- **Recorded information**:
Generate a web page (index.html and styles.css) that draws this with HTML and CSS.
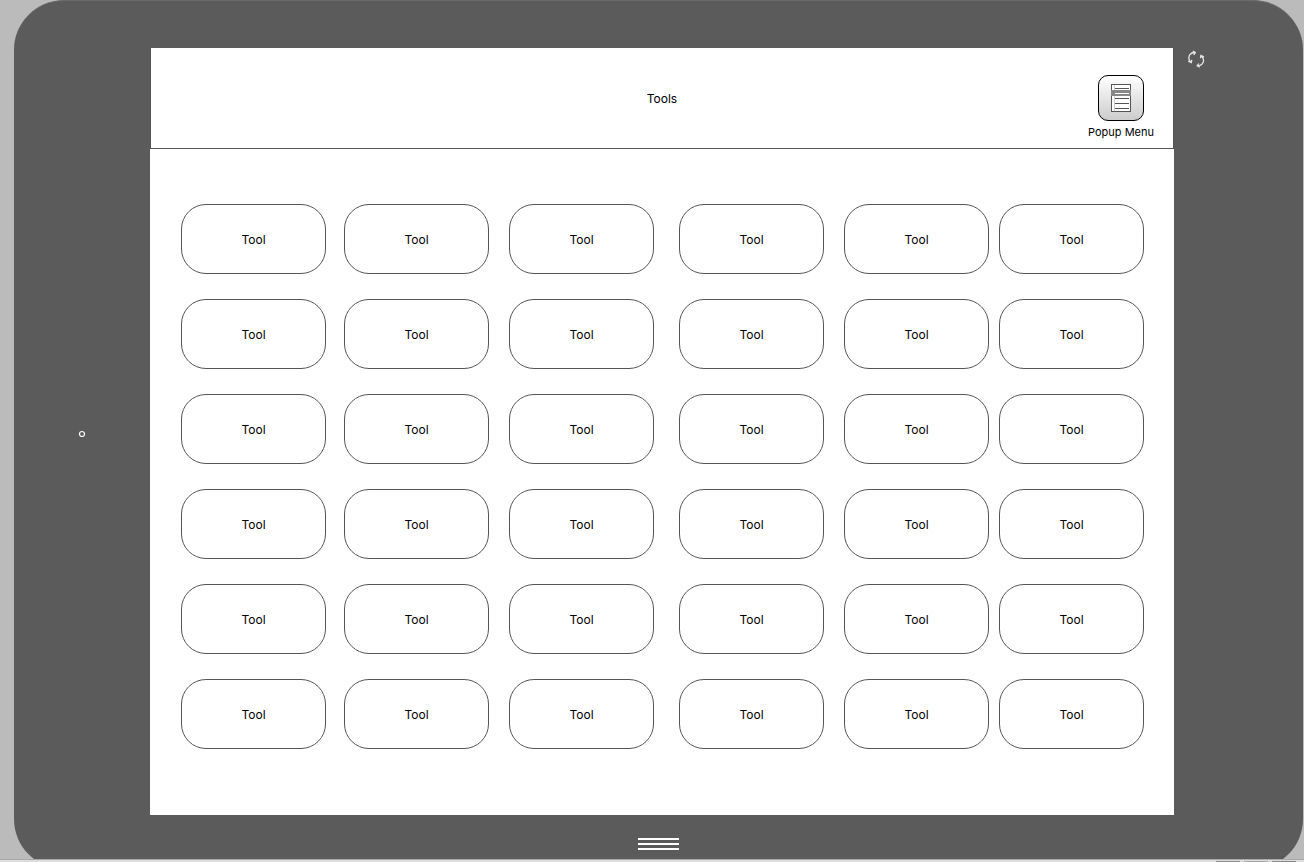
FILE: index.html
```html
<!DOCTYPE html>
<html lang="en">
<head>
<meta charset="utf-8">
<title>Tools</title>
<link rel="stylesheet" href="styles.css">
</head>
<body>
<div class="canvas">
  <div class="device">
    <div class="side side-left">
      <svg class="camera" width="8" height="8" viewBox="0 0 8 8" aria-hidden="true"><circle cx="4" cy="4" r="2.5" fill="none" stroke="#fff" stroke-width="1.2"/></svg>
    </div>
    <main class="screen">
      <header class="header">
        <h1 class="title">Tools</h1>
        <button class="menu" type="button">
          <span class="menu-icon">
            <svg width="20" height="28" viewBox="0 0 20 28" aria-hidden="true">
              <rect x="0.5" y="0.5" width="19" height="27" fill="#fff" stroke="#555"/>
              <path d="M3.5 1v26" stroke="#ccc"/>
              <path d="M4 4.5h14M4 14.5h14M4 19.5h14M4 24.5h14" stroke="#555"/>
              <rect x="0" y="6" width="20" height="6" fill="#888"/>
              <path d="M4 9.500h14" stroke="#fff"/>
            </svg>
          </span>
          <span>Popup Menu</span>
        </button>
      </header>
      <div class="tools">
        <button class="tool" type="button">Tool</button>
        <button class="tool" type="button">Tool</button>
        <button class="tool" type="button">Tool</button>
        <button class="tool" type="button">Tool</button>
        <button class="tool" type="button">Tool</button>
        <button class="tool" type="button">Tool</button>
        <button class="tool" type="button">Tool</button>
        <button class="tool" type="button">Tool</button>
        <button class="tool" type="button">Tool</button>
        <button class="tool" type="button">Tool</button>
        <button class="tool" type="button">Tool</button>
        <button class="tool" type="button">Tool</button>
        <button class="tool" type="button">Tool</button>
        <button class="tool" type="button">Tool</button>
        <button class="tool" type="button">Tool</button>
        <button class="tool" type="button">Tool</button>
        <button class="tool" type="button">Tool</button>
        <button class="tool" type="button">Tool</button>
        <button class="tool" type="button">Tool</button>
        <button class="tool" type="button">Tool</button>
        <button class="tool" type="button">Tool</button>
        <button class="tool" type="button">Tool</button>
        <button class="tool" type="button">Tool</button>
        <button class="tool" type="button">Tool</button>
        <button class="tool" type="button">Tool</button>
        <button class="tool" type="button">Tool</button>
        <button class="tool" type="button">Tool</button>
        <button class="tool" type="button">Tool</button>
        <button class="tool" type="button">Tool</button>
        <button class="tool" type="button">Tool</button>
        <button class="tool" type="button">Tool</button>
        <button class="tool" type="button">Tool</button>
        <button class="tool" type="button">Tool</button>
        <button class="tool" type="button">Tool</button>
        <button class="tool" type="button">Tool</button>
        <button class="tool" type="button">Tool</button>
      </div>
    </main>
    <div class="side side-right">
      <button class="rotate" type="button" aria-label="Rotate">
        <svg width="18" height="18" viewBox="0 0 18 18" fill="none" stroke="#e4e4e4" stroke-width="1.3" aria-hidden="true">
          <path d="M8 2.500C2.500 2.500 0 7.500 3.500 12M5.800 1.200L8.300 2.500L6.800 4.800M1.200 11.200L4.300 12.500L4.800 9.800"/>
          <path d="M10.500 15.800C16 15.800 18.500 10.500 14.500 6M12.700 17.200L10.200 15.800L11.700 13.500M17 6.800L13.900 5.500L13.500 8.200"/>
        </svg>
      </button>
    </div>
    <button class="home" type="button" aria-label="Home">
      <svg width="41" height="12" viewBox="0 0 41 12" aria-hidden="true"><path d="M0 1h41M0 6h41M0 11h41" stroke="#fff" stroke-width="2"/></svg>
    </button>
  </div>
</div>
<footer class="statusbar"><span class="mark"></span><span class="mark mark-light"></span><span class="mark"></span></footer>
</body>
</html>
```

FILE: styles.css
```css
* {
  box-sizing: border-box;
}

body {
  margin: 0;
  height: 100vh;
  display: flex;
  flex-direction: column;
  overflow: hidden;
  background: #bbb;
  color: #000;
  font: 12px/16px Inter, "Liberation Sans", sans-serif;
}

button {
  margin: 0;
  padding: 0;
  border: 0;
  background: none;
  color: inherit;
  font: inherit;
}

svg {
  display: block;
}

.canvas {
  flex: 1;
  min-height: 0;
  padding: 0 1px 0 14px;
  overflow: hidden;
  background: #bbb;
}

.device {
  height: calc(100% + 10px);
  display: grid;
  grid-template-columns: 136px 1fr 129px;
  grid-template-rows: 1fr 54px;
  padding-top: 47px;
  border-top: 1px solid #6b6b6b;
  border-radius: 50px;
  background: #5b5b5b;
}

.side-left {
  display: flex;
  align-items: center;
  justify-content: center;
  padding-top: 5px;
}

.side-right {
  padding: 2px 0 0 13px;
}

.screen {
  background: #fff;
}

.header {
  display: grid;
  grid-template-columns: 1fr auto 1fr;
  align-items: center;
  height: 101px;
  padding: 0 19px;
  border: 1px solid #555;
  border-top: 0;
}

.title {
  grid-column: 2;
  margin: 0;
  padding-top: 2px;
  font-size: 12px;
  font-weight: 400;
}

.menu {
  justify-self: end;
  display: flex;
  flex-direction: column;
  align-items: center;
  gap: 3px;
  padding-top: 18px;
  font-size: 11px;
}

.menu-icon {
  display: grid;
  place-items: center;
  width: 46px;
  height: 46px;
  border: 1px solid #000;
  border-radius: 10px;
  background: linear-gradient(#fff, #ccc);
}

.tools {
  display: grid;
  grid-template-columns: 163fr 165fr 170fr 165fr 155fr 145fr;
  row-gap: 25px;
  padding: 55px 30px 0 31px;
}

.tool {
  width: 145px;
  height: 70px;
  padding-top: 2px;
  border: 1px solid #555;
  border-radius: 25px;
  background: #fff;
}

.home {
  grid-column: 1 / -1;
  place-self: start center;
  padding: 23px 0;
}

.statusbar {
  display: flex;
  justify-content: flex-end;
  align-items: flex-end;
  gap: 4px;
  height: 3px;
  padding-right: 8px;
  border-top: 1px solid #aaa;
  background: #ddd;
}

.mark {
  width: 24px;
  height: 1px;
  background: #888;
}

.mark-light {
  background: #aaa;
}
```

- **Exercise brief**: Look over the material above and show each line where "styles" appears.

- **Complete response**:
Generate a web page (index.html and styles.css) that draws this with HTML and CSS.
<link rel="stylesheet" href="styles.css">
FILE: styles.css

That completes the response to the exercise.